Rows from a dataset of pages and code
_ _ _ _

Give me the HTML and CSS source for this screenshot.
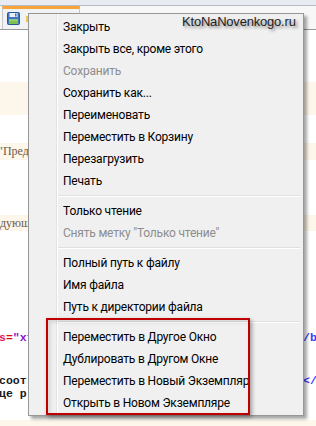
FILE: index.html
```html
<!DOCTYPE html>
<html>
<head>
  <title>Контекстное меню вкладки</title>
  <link rel="stylesheet" href="styles.css">
</head>
<body>

<div class="window">
  <div class="topbar"></div>

  <div class="tabstrip">
    <div class="tab">
      <svg class="save-icon" width="13" height="13" viewBox="0 0 13 13">
        <rect x="0.5" y="0.5" width="12" height="12" rx="1" fill="#3f74c0" stroke="#2a5596"/>
        <rect x="2.5" y="1" width="8" height="4" fill="#e9eef7"/>
        <rect x="8" y="1.5" width="1.5" height="3" fill="#3f74c0"/>
        <rect x="2" y="7.5" width="9" height="4.5" fill="#7cc34e"/>
        <rect x="2" y="7.5" width="9" height="1" fill="#b4e08c"/>
      </svg>
      <span class="open-icon"></span>
    </div>
  </div>

  <div class="editor">
    <div class="line gap-52"></div>
    <div class="line marked h-33"></div>
    <div class="line gap-28"></div>
    <div class="line marked h-17 prose"><span class="quote">"</span>Пред</div>
    <div class="line gap-55"></div>
    <div class="line marked h-16 prose">дующ</div>
    <div class="line gap-100"></div>
    <div class="line h-13 code">
      <span class="left"><span class="attr">s</span><span class="eq">=</span><span class="val">"xt</span></span>
      <span class="right tag">/b</span>
    </div>
    <div class="line gap-30"></div>
    <div class="line h-13 code">
      <span class="left">соот</span>
      <span class="right tag">&lt;/l</span>
    </div>
    <div class="line h-13 code">
      <span class="left">це р</span>
    </div>
    <div class="line gap-20"></div>
    <div class="line marked h-6"></div>
  </div>

  <div class="menu">
    <div class="item">Закрыть</div>
    <div class="item">Закрыть все, кроме этого</div>
    <div class="item disabled">Сохранить</div>
    <div class="item">Сохранить как...</div>
    <div class="item">Переименовать</div>
    <div class="item">Переместить в Корзину</div>
    <div class="item">Перезагрузить</div>
    <div class="item">Печать</div>
    <div class="separator"></div>
    <div class="item">Только чтение</div>
    <div class="item disabled">Снять метку "Только чтение"</div>
    <div class="separator"></div>
    <div class="item">Полный путь к файлу</div>
    <div class="item">Имя файла</div>
    <div class="item">Путь к директории файла</div>
    <div class="separator"></div>
    <div class="item">Переместить в Другое Окно</div>
    <div class="item">Дублировать в Другом Окне</div>
    <div class="item">Переместить в Новый Экземпляр</div>
    <div class="item">Открыть в Новом Экземпляре</div>
  </div>

  <div class="highlight"></div>

  <div class="watermark">KtoNaNovenkogo.ru</div>
</div>

</body>
</html>
```

FILE: styles.css
```css
body { margin: 0px; background: #ffffff; }

.window {
  position: relative;
  width: 316px;
  height: 426px;
  overflow: hidden;
  background: #ffffff;
}

.topbar {
  height: 5px;
  background: #e8ebf1;
  border-bottom: 1px solid #b9bcc3;
}

.tabstrip {
  height: 23px;
  background: #f7f7f7;
  border-bottom: 1px solid #9a9a9a;
  padding-left: 2px;
}
.tab {
  width: 78px;
  height: 23px;
  box-sizing: border-box;
  border-top: 3px solid #f5a53c;
  border-left: 1px solid #c7c7c7;
  border-right: 1px solid #c7c7c7;
  background: #f1f2f4;
  display: flex;
  align-items: flex-start;
  padding: 3px 0 0 4px;
  gap: 6px;
}
.save-icon { display: block; }
.open-icon {
  width: 4px;
  height: 6px;
  margin-top: 4px;
  background: #efc65a;
}

/* editor behind the menu */
.line { display: flex; align-items: center; white-space: nowrap; overflow: hidden; }
.marked { background: #fdf6ea; }
.gap-20 { height: 20px; }
.gap-28 { height: 28px; }
.gap-30 { height: 30px; }
.gap-52 { height: 52px; }
.gap-55 { height: 55px; }
.gap-100 { height: 100px; }
.h-6 { height: 6px; }
.h-13 { height: 13px; }
.h-16 { height: 16px; }
.h-17 { height: 17px; }
.h-33 { height: 33px; }

.prose {
  font-family: "Liberation Serif", serif;
  font-size: 12px;
  color: #6a5c4e;
}
.quote { color: #6a5c4e; margin-left: -2px; }

.code {
  font-family: "Liberation Mono", monospace;
  font-size: 11.5px;
  line-height: 13px;
  font-weight: bold;
  color: #1a1a1a;
}
.code .left { flex: 1; overflow: hidden; margin-left: -1px; }
.code .right { width: 13px; overflow: hidden; }
.attr { color: #e0106a; }
.eq { color: #d01010; }
.val { color: #8a10d0; }
.tag { color: #3a3aff; }

/* context menu */
.menu {
  position: absolute;
  left: 28px;
  top: 13px;
  width: 276px;
  box-sizing: border-box;
  padding: 2px 2px 1px 2px;
  border: 1px solid #979797;
  background: linear-gradient(to right, #f0f0f0 27px, #e3e3e3 27px, #e3e3e3 28px, #ffffff 28px, #ffffff 29px, #f0f0f0 29px);
  box-shadow: 3px 3px 3px rgba(0, 0, 0, 0.35);
  font-family: Roboto, sans-serif;
  font-size: 12px;
  letter-spacing: -0.2px;
  color: #000000;
}
.item {
  height: 22px;
  line-height: 22px;
  padding-left: 32px;
  white-space: nowrap;
}
.disabled { color: #8d8d8d; }
.separator {
  height: 8px;
  box-sizing: border-box;
  padding-top: 3px;
  margin-left: 27px;
  margin-right: 1px;
}
.separator::before {
  content: "";
  display: block;
  height: 1px;
  background: #e0e0e0;
  border-bottom: 1px solid #ffffff;
}

.highlight {
  position: absolute;
  left: 46px;
  top: 318px;
  width: 204px;
  height: 97px;
  box-sizing: border-box;
  border: 2px solid #c00000;
  box-shadow: 2px 2px 4px rgba(0, 0, 0, 0.35), inset 2px 2px 4px rgba(0, 0, 0, 0.12);
}

.watermark {
  position: absolute;
  left: 182px;
  top: 14px;
  font-family: "Liberation Sans", sans-serif;
  font-size: 13px;
  letter-spacing: -0.2px;
  color: #1e1e1e;
  text-shadow: 2px 2px 3px rgba(0, 0, 0, 0.45);
}
```
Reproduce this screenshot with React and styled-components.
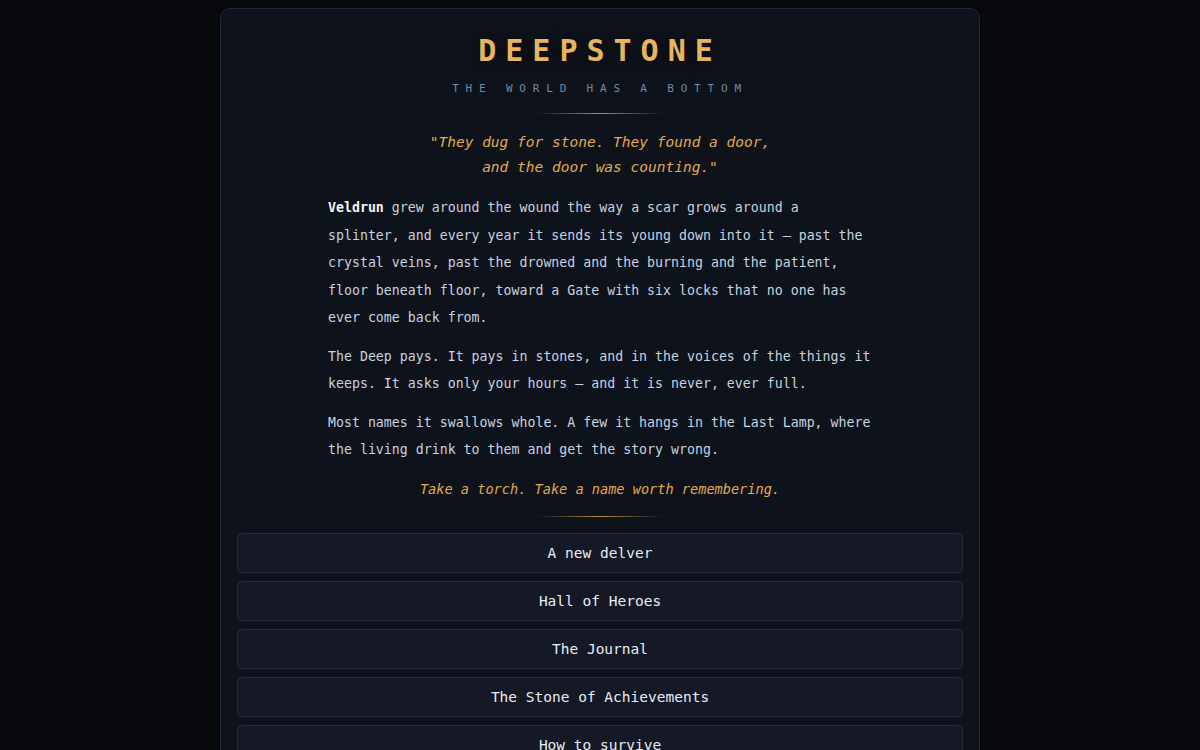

_ _ _ _

# Exercise details:
Return all of the entries exactly as written, but drop any pictures they hold.

# Task output:
Give me the HTML and CSS source for this screenshot.
FILE: index.html
```html
<!DOCTYPE html>
<html>
<head>
  <title>Контекстное меню вкладки</title>
  <link rel="stylesheet" href="styles.css">
</head>
<body>

<div class="window">
  <div class="topbar"></div>

  <div class="tabstrip">
    <div class="tab">
      <svg class="save-icon" width="13" height="13" viewBox="0 0 13 13">
        <rect x="0.5" y="0.5" width="12" height="12" rx="1" fill="#3f74c0" stroke="#2a5596"/>
        <rect x="2.5" y="1" width="8" height="4" fill="#e9eef7"/>
        <rect x="8" y="1.5" width="1.5" height="3" fill="#3f74c0"/>
        <rect x="2" y="7.5" width="9" height="4.5" fill="#7cc34e"/>
        <rect x="2" y="7.5" width="9" height="1" fill="#b4e08c"/>
      </svg>
      <span class="open-icon"></span>
    </div>
  </div>

  <div class="editor">
    <div class="line gap-52"></div>
    <div class="line marked h-33"></div>
    <div class="line gap-28"></div>
    <div class="line marked h-17 prose"><span class="quote">"</span>Пред</div>
    <div class="line gap-55"></div>
    <div class="line marked h-16 prose">дующ</div>
    <div class="line gap-100"></div>
    <div class="line h-13 code">
      <span class="left"><span class="attr">s</span><span class="eq">=</span><span class="val">"xt</span></span>
      <span class="right tag">/b</span>
    </div>
    <div class="line gap-30"></div>
    <div class="line h-13 code">
      <span class="left">соот</span>
      <span class="right tag">&lt;/l</span>
    </div>
    <div class="line h-13 code">
      <span class="left">це р</span>
    </div>
    <div class="line gap-20"></div>
    <div class="line marked h-6"></div>
  </div>

  <div class="menu">
    <div class="item">Закрыть</div>
    <div class="item">Закрыть все, кроме этого</div>
    <div class="item disabled">Сохранить</div>
    <div class="item">Сохранить как...</div>
    <div class="item">Переименовать</div>
    <div class="item">Переместить в Корзину</div>
    <div class="item">Перезагрузить</div>
    <div class="item">Печать</div>
    <div class="separator"></div>
    <div class="item">Только чтение</div>
    <div class="item disabled">Снять метку "Только чтение"</div>
    <div class="separator"></div>
    <div class="item">Полный путь к файлу</div>
    <div class="item">Имя файла</div>
    <div class="item">Путь к директории файла</div>
    <div class="separator"></div>
    <div class="item">Переместить в Другое Окно</div>
    <div class="item">Дублировать в Другом Окне</div>
    <div class="item">Переместить в Новый Экземпляр</div>
    <div class="item">Открыть в Новом Экземпляре</div>
  </div>

  <div class="highlight"></div>

  <div class="watermark">KtoNaNovenkogo.ru</div>
</div>

</body>
</html>
```

FILE: styles.css
```css
body { margin: 0px; background: #ffffff; }

.window {
  position: relative;
  width: 316px;
  height: 426px;
  overflow: hidden;
  background: #ffffff;
}

.topbar {
  height: 5px;
  background: #e8ebf1;
  border-bottom: 1px solid #b9bcc3;
}

.tabstrip {
  height: 23px;
  background: #f7f7f7;
  border-bottom: 1px solid #9a9a9a;
  padding-left: 2px;
}
.tab {
  width: 78px;
  height: 23px;
  box-sizing: border-box;
  border-top: 3px solid #f5a53c;
  border-left: 1px solid #c7c7c7;
  border-right: 1px solid #c7c7c7;
  background: #f1f2f4;
  display: flex;
  align-items: flex-start;
  padding: 3px 0 0 4px;
  gap: 6px;
}
.save-icon { display: block; }
.open-icon {
  width: 4px;
  height: 6px;
  margin-top: 4px;
  background: #efc65a;
}

/* editor behind the menu */
.line { display: flex; align-items: center; white-space: nowrap; overflow: hidden; }
.marked { background: #fdf6ea; }
.gap-20 { height: 20px; }
.gap-28 { height: 28px; }
.gap-30 { height: 30px; }
.gap-52 { height: 52px; }
.gap-55 { height: 55px; }
.gap-100 { height: 100px; }
.h-6 { height: 6px; }
.h-13 { height: 13px; }
.h-16 { height: 16px; }
.h-17 { height: 17px; }
.h-33 { height: 33px; }

.prose {
  font-family: "Liberation Serif", serif;
  font-size: 12px;
  color: #6a5c4e;
}
.quote { color: #6a5c4e; margin-left: -2px; }

.code {
  font-family: "Liberation Mono", monospace;
  font-size: 11.5px;
  line-height: 13px;
  font-weight: bold;
  color: #1a1a1a;
}
.code .left { flex: 1; overflow: hidden; margin-left: -1px; }
.code .right { width: 13px; overflow: hidden; }
.attr { color: #e0106a; }
.eq { color: #d01010; }
.val { color: #8a10d0; }
.tag { color: #3a3aff; }

/* context menu */
.menu {
  position: absolute;
  left: 28px;
  top: 13px;
  width: 276px;
  box-sizing: border-box;
  padding: 2px 2px 1px 2px;
  border: 1px solid #979797;
  background: linear-gradient(to right, #f0f0f0 27px, #e3e3e3 27px, #e3e3e3 28px, #ffffff 28px, #ffffff 29px, #f0f0f0 29px);
  box-shadow: 3px 3px 3px rgba(0, 0, 0, 0.35);
  font-family: Roboto, sans-serif;
  font-size: 12px;
  letter-spacing: -0.2px;
  color: #000000;
}
.item {
  height: 22px;
  line-height: 22px;
  padding-left: 32px;
  white-space: nowrap;
}
.disabled { color: #8d8d8d; }
.separator {
  height: 8px;
  box-sizing: border-box;
  padding-top: 3px;
  margin-left: 27px;
  margin-right: 1px;
}
.separator::before {
  content: "";
  display: block;
  height: 1px;
  background: #e0e0e0;
  border-bottom: 1px solid #ffffff;
}

.highlight {
  position: absolute;
  left: 46px;
  top: 318px;
  width: 204px;
  height: 97px;
  box-sizing: border-box;
  border: 2px solid #c00000;
  box-shadow: 2px 2px 4px rgba(0, 0, 0, 0.35), inset 2px 2px 4px rgba(0, 0, 0, 0.12);
}

.watermark {
  position: absolute;
  left: 182px;
  top: 14px;
  font-family: "Liberation Sans", sans-serif;
  font-size: 13px;
  letter-spacing: -0.2px;
  color: #1e1e1e;
  text-shadow: 2px 2px 3px rgba(0, 0, 0, 0.45);
}
```
Reproduce this screenshot with React and styled-components.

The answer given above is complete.